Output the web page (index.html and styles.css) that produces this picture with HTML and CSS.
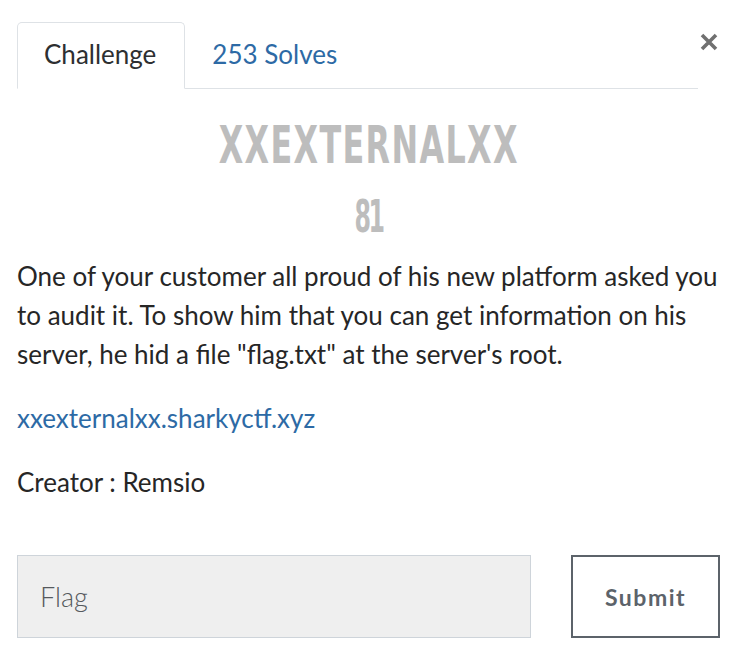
FILE: index.html
```html
<!DOCTYPE html>
<html lang="en">
<head>
    <meta charset="UTF-8">
    <meta name="viewport" content="width=device-width, initial-scale=1.0">
    <title>Challenge</title>
    <link rel="stylesheet" href="styles.css">
</head>
<body>
    <div class="modal">
        <!-- tabs + close -->
        <div class="modal-head">
            <ul class="tabs">
                <li class="tab active">Challenge</li>
                <li class="tab"><a href="#">253 Solves</a></li>
            </ul>
            <button class="close" aria-label="Close">
                <svg width="18" height="18" viewBox="0 0 18 18">
                    <path d="M2 2 L16 16 M16 2 L2 16" stroke="#707070" stroke-width="3.6" stroke-linecap="butt"/>
                </svg>
            </button>
        </div>

        <h2 class="chal-name"><span>XXEXTERNALXX</span></h2>
        <h3 class="chal-value"><span>81</span></h3>

        <div class="chal-desc">
            <p>One of your customer all proud of his new platform asked you to audit it. To show him that you can get information on his server, he hid a file "flag.txt" at the server's root.</p>
            <p><a href="#">xxexternalxx.sharkyctf.xyz</a></p>
            <p>Creator : Remsio</p>
        </div>

        <!-- flag form -->
        <div class="submit-row">
            <input class="flag-input" type="text" placeholder="Flag">
            <button class="submit-btn">Submit</button>
        </div>
    </div>
</body>
</html>
```
FILE: styles.css
```css
body {
    margin: 0;
    padding: 0;
    background-color: #ffffff;
    font-family: 'Lato', 'Open Sans', sans-serif;
    color: #212529;
}

.modal {
    width: 703px;
    padding: 22px 0 0 17px;
}

.modal-head {
    display: flex;
    align-items: flex-start;
}

.tabs {
    list-style: none;
    margin: 0;
    padding: 0;
    display: flex;
    width: 681px;
    border-bottom: 1px solid #dee2e6;
}

.tab {
    font-size: 26px;
    line-height: 30px;
    padding: 16px 28px 19px 26px;
    margin-bottom: -1px;
    border: 1px solid transparent;
    border-radius: 5px 5px 0 0;
}

.tab.active {
    border-color: #dee2e6 #dee2e6 #ffffff;
    color: #2d2f31;
}

.tab a {
    color: #2d6aa5;
    text-decoration: none;
}

.close {
    background: none;
    border: none;
    padding: 0;
    margin: 11px 0 0 2px;
    width: 18px;
    height: 18px;
    line-height: 0;
    cursor: pointer;
}

.chal-name,
.chal-value {
    text-align: center;
    font-family: 'DejaVu Sans Condensed', 'DejaVu Sans', sans-serif;
    font-weight: bold;
    color: #bdbdbd;
}

.chal-name span,
.chal-value span {
    display: inline-block;
}

.chal-name {
    margin: 28px 0 0;
    font-size: 52px;
    line-height: 56px;
}

.chal-name span {
    letter-spacing: 2px;
    transform: scaleX(0.68);
}

.chal-value {
    margin: 20px 0 0;
    font-size: 44px;
    line-height: 48px;
}

.chal-value span {
    letter-spacing: -4px;
    transform: scaleX(0.6);
}

.chal-desc {
    padding-top: 16px;
}

.chal-desc p {
    margin: 0 0 25px;
    font-size: 26px;
    line-height: 39px;
    color: #262626;
}

.chal-desc p:last-child {
    margin-bottom: 0;
}

.chal-desc a {
    color: #2d6aa5;
    text-decoration: none;
}

.submit-row {
    display: flex;
    justify-content: space-between;
    margin-top: 53px;
}

.flag-input {
    width: 514px;
    height: 83px;
    box-sizing: border-box;
    padding: 0 22px;
    background-color: #efefef;
    border: 1px solid #ced4da;
    font-family: 'Lato', sans-serif;
    font-size: 27px;
    font-weight: 300;
    color: #495057;
}

.flag-input::placeholder {
    color: #55595d;
}

.submit-btn {
    width: 149px;
    height: 83px;
    background-color: #ffffff;
    border: 2px solid #5c636a;
    font-family: 'Lato', sans-serif;
    font-size: 23px;
    font-weight: bold;
    letter-spacing: 1.5px;
    color: #5c636a;
    cursor: pointer;
}
```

++++++

# [Goal]
Retype the listing exactly. Pictures do not belong in the copy.

# [The result]
Output the web page (index.html and styles.css) that produces this picture with HTML and CSS.
FILE: index.html
```html
<!DOCTYPE html>
<html lang="en">
<head>
    <meta charset="UTF-8">
    <meta name="viewport" content="width=device-width, initial-scale=1.0">
    <title>Challenge</title>
    <link rel="stylesheet" href="styles.css">
</head>
<body>
    <div class="modal">
        <!-- tabs + close -->
        <div class="modal-head">
            <ul class="tabs">
                <li class="tab active">Challenge</li>
                <li class="tab"><a href="#">253 Solves</a></li>
            </ul>
            <button class="close" aria-label="Close">
                <svg width="18" height="18" viewBox="0 0 18 18">
                    <path d="M2 2 L16 16 M16 2 L2 16" stroke="#707070" stroke-width="3.6" stroke-linecap="butt"/>
                </svg>
            </button>
        </div>

        <h2 class="chal-name"><span>XXEXTERNALXX</span></h2>
        <h3 class="chal-value"><span>81</span></h3>

        <div class="chal-desc">
            <p>One of your customer all proud of his new platform asked you to audit it. To show him that you can get information on his server, he hid a file "flag.txt" at the server's root.</p>
            <p><a href="#">xxexternalxx.sharkyctf.xyz</a></p>
            <p>Creator : Remsio</p>
        </div>

        <!-- flag form -->
        <div class="submit-row">
            <input class="flag-input" type="text" placeholder="Flag">
            <button class="submit-btn">Submit</button>
        </div>
    </div>
</body>
</html>
```
FILE: styles.css
```css
body {
    margin: 0;
    padding: 0;
    background-color: #ffffff;
    font-family: 'Lato', 'Open Sans', sans-serif;
    color: #212529;
}

.modal {
    width: 703px;
    padding: 22px 0 0 17px;
}

.modal-head {
    display: flex;
    align-items: flex-start;
}

.tabs {
    list-style: none;
    margin: 0;
    padding: 0;
    display: flex;
    width: 681px;
    border-bottom: 1px solid #dee2e6;
}

.tab {
    font-size: 26px;
    line-height: 30px;
    padding: 16px 28px 19px 26px;
    margin-bottom: -1px;
    border: 1px solid transparent;
    border-radius: 5px 5px 0 0;
}

.tab.active {
    border-color: #dee2e6 #dee2e6 #ffffff;
    color: #2d2f31;
}

.tab a {
    color: #2d6aa5;
    text-decoration: none;
}

.close {
    background: none;
    border: none;
    padding: 0;
    margin: 11px 0 0 2px;
    width: 18px;
    height: 18px;
    line-height: 0;
    cursor: pointer;
}

.chal-name,
.chal-value {
    text-align: center;
    font-family: 'DejaVu Sans Condensed', 'DejaVu Sans', sans-serif;
    font-weight: bold;
    color: #bdbdbd;
}

.chal-name span,
.chal-value span {
    display: inline-block;
}

.chal-name {
    margin: 28px 0 0;
    font-size: 52px;
    line-height: 56px;
}

.chal-name span {
    letter-spacing: 2px;
    transform: scaleX(0.68);
}

.chal-value {
    margin: 20px 0 0;
    font-size: 44px;
    line-height: 48px;
}

.chal-value span {
    letter-spacing: -4px;
    transform: scaleX(0.6);
}

.chal-desc {
    padding-top: 16px;
}

.chal-desc p {
    margin: 0 0 25px;
    font-size: 26px;
    line-height: 39px;
    color: #262626;
}

.chal-desc p:last-child {
    margin-bottom: 0;
}

.chal-desc a {
    color: #2d6aa5;
    text-decoration: none;
}

.submit-row {
    display: flex;
    justify-content: space-between;
    margin-top: 53px;
}

.flag-input {
    width: 514px;
    height: 83px;
    box-sizing: border-box;
    padding: 0 22px;
    background-color: #efefef;
    border: 1px solid #ced4da;
    font-family: 'Lato', sans-serif;
    font-size: 27px;
    font-weight: 300;
    color: #495057;
}

.flag-input::placeholder {
    color: #55595d;
}

.submit-btn {
    width: 149px;
    height: 83px;
    background-color: #ffffff;
    border: 2px solid #5c636a;
    font-family: 'Lato', sans-serif;
    font-size: 23px;
    font-weight: bold;
    letter-spacing: 1.5px;
    color: #5c636a;
    cursor: pointer;
}
```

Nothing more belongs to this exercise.